Die Menschen lebten derzeit „letztlich im besten Deutschland, das es je gegeben hat“. Deshalb gelte es jetzt, einen Wohlstandskonsens für die neue Zeit zu entwickeln. Dabei, sagt Habeck, komme dem Euro eine entscheidende Rolle zu. Der Euro sei der Hebel, um Weltpolitik zu machen, ganz besonders, da die Indikatoren für die wirtschaftliche Entwicklung derzeit nach unten wiesen.
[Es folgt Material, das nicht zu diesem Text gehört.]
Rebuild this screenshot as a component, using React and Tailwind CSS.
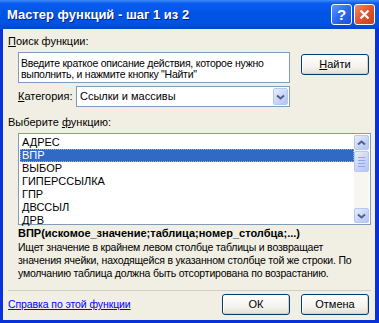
const ITEMS = ['АДРЕС', 'ВПР', 'ВЫБОР', 'ГИПЕРССЫЛКА', 'ГПР', 'ДВССЫЛ', 'ДРВ']

const Arrow = ({ down }) => (
  <svg width="9" height="6" viewBox="0 0 9 6">
    <path
      d={down ? 'M1 1.5 L4.5 4.5 L8 1.5' : 'M1 4.5 L4.5 1.5 L8 4.5'}
      fill="none"
      stroke="#4d6185"
      strokeWidth="2"
    />
  </svg>
)

const ScrollBtn = ({ children, className = '' }) => (
  <div
    className={`flex items-center justify-center rounded-[2px] border border-[#b4c8f6] bg-[linear-gradient(135deg,#e6eefc_0%,#c6d3f7_60%,#b4c5f0_100%)] ${className}`}
  >
    {children}
  </div>
)

const XpButton = ({ children, className = '' }) => (
  <button
    className={`flex items-center justify-center rounded-[3px] border border-[#003c74] bg-[linear-gradient(to_bottom,#ffffff_0%,#f4f3ee_60%,#e3e0d6_100%)] text-[11px] text-black shadow-[inset_-1px_-1px_0_#d6d0c5,inset_1px_1px_0_#ffffff] ${className}`}
  >
    {children}
  </button>
)

export default function App() {
  return (
    <div className="flex h-[323px] w-[379px] flex-col bg-[#0831d9] font-['Liberation_Sans',Arial,sans-serif] text-[11px] leading-[13px] text-black">
      {/* title bar */}
      <div className="flex h-[29px] shrink-0 items-center bg-[linear-gradient(to_bottom,#3d8bf7_0%,#0a5cf0_12%,#0055e5_45%,#0053e1_80%,#0046d0_100%)] pl-[7px] pr-[4px]">
        <span className="flex-1 text-[13px] font-bold text-white [text-shadow:1px_1px_0_#0a1e8a]">
          Мастер функций - шаг 1 из 2
        </span>
        <div className="flex h-[21px] w-[21px] items-center justify-center rounded-[3px] border border-white bg-[linear-gradient(135deg,#5b97fb_0%,#2b6af0_50%,#1a50d6_100%)] text-[15px] font-bold text-white">
          ?
        </div>
        <div className="ml-[2px] flex h-[21px] w-[21px] items-center justify-center rounded-[3px] border border-white bg-[linear-gradient(135deg,#f08a6a_0%,#e0542f_50%,#c7401d_100%)]">
          <svg width="11" height="11" viewBox="0 0 11 11">
            <path d="M1.5 1.5 L9.5 9.5 M9.5 1.5 L1.5 9.5" stroke="#fff" strokeWidth="2.2" />
          </svg>
        </div>
      </div>

      {/* client */}
      <div className="mb-[3px] ml-[3px] mr-[4px] flex flex-1 flex-col bg-[#f1efe3] pl-[5px] pr-[4px]">
        <div className="mt-[6px]">
          <span className="underline">П</span>оиск функции:
        </div>

        <div className="mt-[4px] flex items-start pl-[10px]">
          <div className="h-[31px] w-[272px] whitespace-nowrap border border-[#7f9db9] bg-white px-[2px] pt-[5px] text-[10.5px] leading-[11px] tracking-[-0.25px]">
            Введите краткое описание действия, которое нужно
            <br />
            выполнить, и нажмите кнопку "Найти"
          </div>
          <XpButton className="ml-[11px] mt-[2px] h-[21px] w-[68px]">
            <span className="underline">Н</span>айти
          </XpButton>
        </div>

        <div className="mt-[3px] flex items-center pl-[10px]">
          <span className="w-[58px]">
            <span className="underline">К</span>атегория:
          </span>
          <div className="flex h-[21px] w-[214px] items-center border border-[#7f9db9] bg-white pl-[3px] pr-[1px]">
            <span className="flex-1">Ссылки и массивы</span>
            <ScrollBtn className="h-[17px] w-[15px]">
              <Arrow down />
            </ScrollBtn>
          </div>
        </div>

        <div className="mt-[9px]">
          Выберите <span className="underline">ф</span>ункцию:
        </div>

        <div className="ml-[10px] mt-[4px] flex h-[92px] w-[353px] border border-[#7f9db9] bg-white p-[1px]">
          <div className="flex-1 pt-[1px]">
            {ITEMS.map((item, i) => (
              <div
                key={item}
                className={
                  i === 1
                    ? 'h-[13px] border border-dotted border-[#f0a030] bg-[#316ac5] pl-[1px] leading-[11px] text-white'
                    : 'h-[13px] pl-[2px]'
                }
              >
                {item}
              </div>
            ))}
          </div>
          <div className="flex w-[15px] flex-col bg-[#f7f6f1]">
            <ScrollBtn className="h-[15px]">
              <Arrow />
            </ScrollBtn>
            <ScrollBtn className="mt-[1px] h-[21px] flex-col gap-[2px]">
              <div className="h-px w-[7px] bg-[#8fa8e8]" />
              <div className="h-px w-[7px] bg-[#8fa8e8]" />
              <div className="h-px w-[7px] bg-[#8fa8e8]" />
              <div className="h-px w-[7px] bg-[#8fa8e8]" />
            </ScrollBtn>
            <div className="flex-1" />
            <ScrollBtn className="h-[15px]">
              <Arrow down />
            </ScrollBtn>
          </div>
        </div>

        <div className="ml-[10px] mt-[2px] font-bold">ВПР(искомое_значение;таблица;номер_столбца;...)</div>
        <div className="ml-[10px] mt-[1px] whitespace-nowrap text-[10.5px] tracking-[-0.2px]">
          Ищет значение в крайнем левом столбце таблицы и возвращает
          <br />
          значения ячейки, находящейся в указанном столбце той же строки. По
          <br />
          умолчанию таблица должна быть отсортирована по возрастанию.
        </div>

        <div className="mt-[10px] h-px bg-[#d0d0bf]" />

        <div className="mt-[3px] flex items-center">
          <span className="flex-1 text-[10.5px] tracking-[-0.1px] text-[#0000ff] underline">Справка по этой функции</span>
          <XpButton className="h-[21px] w-[68px]">ОК</XpButton>
          <XpButton className="ml-[11px] mr-[2px] h-[21px] w-[68px]">Отмена</XpButton>
        </div>
      </div>
    </div>
  )
}
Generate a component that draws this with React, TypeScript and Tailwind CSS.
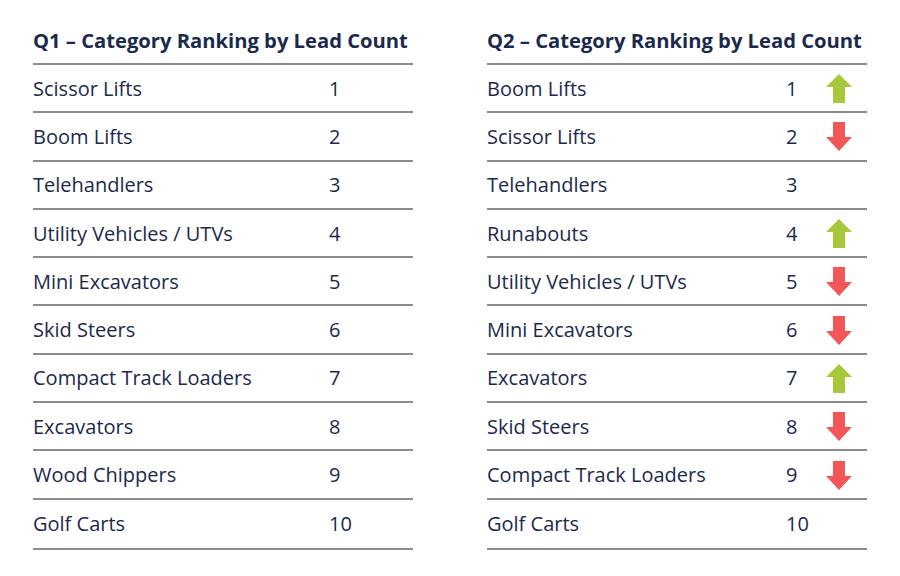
import React from "react"

type Trend = "up" | "down" | null

type Row = {
  name: string
  rank: number
  trend?: Trend
}

const q1: Row[] = [
  { name: "Scissor Lifts", rank: 1 },
  { name: "Boom Lifts", rank: 2 },
  { name: "Telehandlers", rank: 3 },
  { name: "Utility Vehicles / UTVs", rank: 4 },
  { name: "Mini Excavators", rank: 5 },
  { name: "Skid Steers", rank: 6 },
  { name: "Compact Track Loaders", rank: 7 },
  { name: "Excavators", rank: 8 },
  { name: "Wood Chippers", rank: 9 },
  { name: "Golf Carts", rank: 10 },
]

const q2: Row[] = [
  { name: "Boom Lifts", rank: 1, trend: "up" },
  { name: "Scissor Lifts", rank: 2, trend: "down" },
  { name: "Telehandlers", rank: 3, trend: null },
  { name: "Runabouts", rank: 4, trend: "up" },
  { name: "Utility Vehicles / UTVs", rank: 5, trend: "down" },
  { name: "Mini Excavators", rank: 6, trend: "down" },
  { name: "Excavators", rank: 7, trend: "up" },
  { name: "Skid Steers", rank: 8, trend: "down" },
  { name: "Compact Track Loaders", rank: 9, trend: "down" },
  { name: "Golf Carts", rank: 10, trend: null },
]

function Arrow({ trend }: { trend: Trend }) {
  if (trend === "up") {
    return (
      <svg width="26" height="29" viewBox="0 0 26 29">
        <polygon points="13,0 26,13 19,13 19,29 7,29 7,13 0,13" fill="#a6c83a" />
      </svg>
    )
  }
  if (trend === "down") {
    return (
      <svg width="26" height="29" viewBox="0 0 26 29">
        <polygon points="7,0 19,0 19,15 26,15 13,29 0,15 7,15" fill="#f25656" />
      </svg>
    )
  }
  return null
}

function RankTable({
  title,
  rows,
  numCol,
  showTrend,
}: {
  title: string
  rows: Row[]
  numCol: string
  showTrend?: boolean
}) {
  return (
    <div className="w-[380px]">
      <div className="h-[38px] border-b-2 border-[#8c8c8c] text-[20.2px] font-bold leading-[26px] text-[#1b2a4c]">
        {title}
      </div>
      {rows.map((r, i) => (
        <div
          key={r.name}
          className={`flex items-center border-b-2 border-[#8c8c8c] pt-px text-[20px] text-[#1b2a4c] ${
            i === rows.length - 1 ? "h-[50px]" : "h-[48.3px]"
          }`}
        >
          <div className={numCol}>{r.name}</div>
          <div className="w-[40px]">{r.rank}</div>
          {showTrend && (
            <div className="flex w-[26px] items-center justify-center">
              <Arrow trend={r.trend ?? null} />
            </div>
          )}
        </div>
      ))}
    </div>
  )
}

export default function App() {
  return (
    <div
      className="h-[576px] w-[900px] bg-white pl-[33px] pt-[27px]"
      style={{ fontFamily: '"Open Sans", "Noto Sans", sans-serif' }}
    >
      <div className="flex gap-[74px]">
        <RankTable
          title="Q1 – Category Ranking by Lead Count"
          rows={q1}
          numCol="w-[296px]"
        />
        <RankTable
          title="Q2 – Category Ranking by Lead Count"
          rows={q2}
          numCol="w-[299px]"
          showTrend
        />
      </div>
    </div>
  )
}
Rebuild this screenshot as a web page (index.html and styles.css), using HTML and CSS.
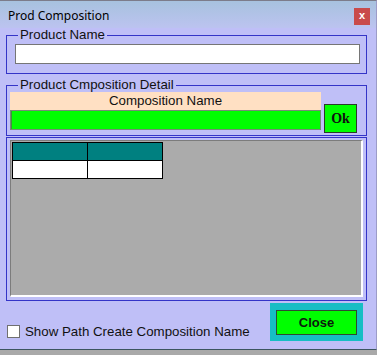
FILE: index.html
```html
<!DOCTYPE html>
<html>
<head>
<meta charset="utf-8">
<link rel="stylesheet" href="styles.css">
</head>
<body>
<div class="window">
  <div class="titlebar">
    <span class="title">Prod Composition</span>
    <span class="close-x">x</span>
  </div>
  <fieldset class="group">
    <legend>Product Name</legend>
    <input class="name-input" type="text">
  </fieldset>
  <fieldset class="group detail">
    <legend>Product Cmposition Detail</legend>
    <div class="detail-row">
      <div class="detail-col">
        <div class="comp-header">Composition Name</div>
        <input class="comp-input" type="text">
      </div>
      <button class="ok-btn">Ok</button>
    </div>
  </fieldset>
  <div class="grid-panel">
    <div class="grid-box">
      <table class="grid">
        <tr class="head"><td></td><td></td></tr>
        <tr class="row"><td></td><td></td></tr>
      </table>
    </div>
  </div>
  <div class="footer">
    <label class="check-label"><input type="checkbox" class="check"><span>Show Path Create Composition Name</span></label>
    <div class="close-frame"><button class="close-btn">Close</button></div>
  </div>
</div>
</body>
</html>
```

FILE: styles.css
```css
html, body {
  margin: 0;
  padding: 0;
}
body {
  background: #a9a9a9;
  font-family: "Liberation Sans", Arial, sans-serif;
}
.window {
  width: 377px;
  height: 350px;
  box-sizing: border-box;
  background: #bfbff7;
  border-top: 1px solid #7c7c8a;
  border-bottom: 1px solid #3c5560;
  border-right: 1px solid #9c9cc8;
  overflow: hidden;
}
.titlebar {
  height: 27px;
  box-sizing: border-box;
  padding: 7px 6px 0 8px;
  display: flex;
  justify-content: space-between;
  align-items: flex-start;
  background: linear-gradient(#a7c2de, #bcc3f0);
}
.title {
  font-family: "Noto Sans", sans-serif;
  font-size: 12px;
  line-height: 16px;
  color: #000;
}
.close-x {
  width: 16px;
  height: 17px;
  background: #c94b4b;
  color: #fff;
  font-family: "Liberation Sans", sans-serif;
  font-weight: bold;
  font-size: 11px;
  line-height: 15px;
  text-align: center;
}
.group {
  margin: 0 0 0 6px;
  padding: 0;
  width: 361px;
  box-sizing: border-box;
  border: 1px solid #3434c8;
  min-width: 0;
}
.group legend {
  margin-left: 11px;
  padding: 0 2px;
  font-size: 13.3px;
  line-height: 14px;
  color: #111;
}
.name-input {
  display: block;
  margin: 2px 6px 9px 8px;
  width: 345px;
  height: 20px;
  box-sizing: border-box;
  border: 1px solid #767676;
  background: #fff;
  padding: 0;
}
.detail {
  margin-top: 4px;
}
.detail-row {
  display: flex;
  align-items: flex-end;
  padding: 0 0 2px 3px;
}
.detail-col {
  width: 311px;
  margin-bottom: 3px;
}
.comp-header {
  height: 18px;
  line-height: 18px;
  background: #ffe0c3;
  text-align: center;
  font-size: 13.3px;
  color: #111;
}
.comp-input {
  display: block;
  width: 311px;
  height: 20px;
  box-sizing: border-box;
  margin: 0;
  padding: 0;
  border: 1px solid #768a76;
  box-shadow: inset 1px 0 #3f8f3f;
  background: #00ff00;
}
.ok-btn {
  margin-left: 3px;
  width: 33px;
  height: 29px;
  padding: 0;
  border: 1px solid #2a3a2a;
  background: #00ff00;
  font-family: "Liberation Serif", serif;
  font-weight: bold;
  font-size: 14px;
  color: #111;
}
.grid-panel {
  margin: 1px 0 0 6px;
  width: 361px;
  height: 164px;
  box-sizing: border-box;
  border: 1px solid #3434c8;
  padding: 2px 3px 3px 3px;
}
.grid-box {
  height: 100%;
  box-sizing: border-box;
  background: #ababab;
  border-top: 1px solid #7c7c7c;
  border-left: 1px solid #7c7c7c;
  border-right: 2px solid #fff;
  border-bottom: 2px solid #fff;
  padding: 1px 0 0 1px;
}
.grid {
  border-collapse: collapse;
  table-layout: fixed;
  width: 151px;
}
.grid td {
  border: 1px solid #000;
  padding: 0;
}
.grid .head td {
  background: #008080;
  height: 17px;
}
.grid .row td {
  background: #fff;
  height: 17px;
}
.footer {
  display: flex;
  justify-content: space-between;
  align-items: flex-start;
  margin-top: 2px;
  padding: 0 13px 0 7px;
}
.check-label {
  margin-top: 22px;
  display: flex;
  align-items: center;
  gap: 5px;
  font-size: 13.3px;
  line-height: 13px;
  color: #111;
}
.check {
  appearance: none;
  -webkit-appearance: none;
  margin: 0;
  width: 13px;
  height: 13px;
  box-sizing: border-box;
  border: 1px solid #707070;
  background: #fff;
}
.close-frame {
  width: 93px;
  height: 38px;
  box-sizing: border-box;
  padding: 7px 6px 6px 6px;
  background: #16bec4;
}
.close-btn {
  display: block;
  width: 81px;
  height: 25px;
  padding: 0;
  margin: 0;
  border: 1px solid #2f4a2f;
  background: #00ff00;
  font-family: "Liberation Sans", sans-serif;
  font-weight: bold;
  font-size: 13px;
  color: #0d1a0d;
}
```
Die globale Wirtschaft sei in Unordnung. Für viele Jahre habe das Prinzip gegolten: Die Welt produziert, Amerika kauft. Das sei heute nicht mehr gültig. Und es sei auch keine vorübergehende Erscheinung, sondern der Beginn einer neuen Wirtschaftsordnung. Auch wenn es Deutschland noch gut gehe: „Das letzte, was wir jetzt brauchen, ist Bequemlichkeit.“ Wenn Europa nicht gerüstet sei, „dann ist die europäische Wertegemeinschaft gefährdet“.

Allerdings sei all das ohne den Blick aufs Klima zum Scheitern verurteilt, mahnt er seine Zuhörer und räumt ein, dass der Klimawahlkampf der Vergangenheit mit dem Eisbär auf dem Wahlplakat leicht am Ziel vorbei ging.

„Es geht nicht um Pinguine und Eisbären“

Denn eine Welt ohne Eisbären sei zwar nicht schön, sagt Habeck, aber sie sei immerhin noch vorstellbar. „Aber es geht gar nicht um Eisbären und Pinguine. Es geht um viel mehr.“ Nämlich um die Frage, ob die Gesellschaft in der Lage ist, sich anzupassen. „Und zwar unter den Regeln der Demokratie. Wenn wir Klimaschutz ernst nehmen, dann verteidigen wir damit die freiheitlich demokratische Grundordnung.“

Ob Robert Habeck an diesem Abend Stimmen für die nächste Wahl gewonnen hat? Vielleicht nicht. Ob sich die Zuhörer Habeck und seine Grünen nach diesem Abend als (mit-)bestimmende politische Kraft vorstellen können? Vermutlich schon. Der Beifall spricht für sich.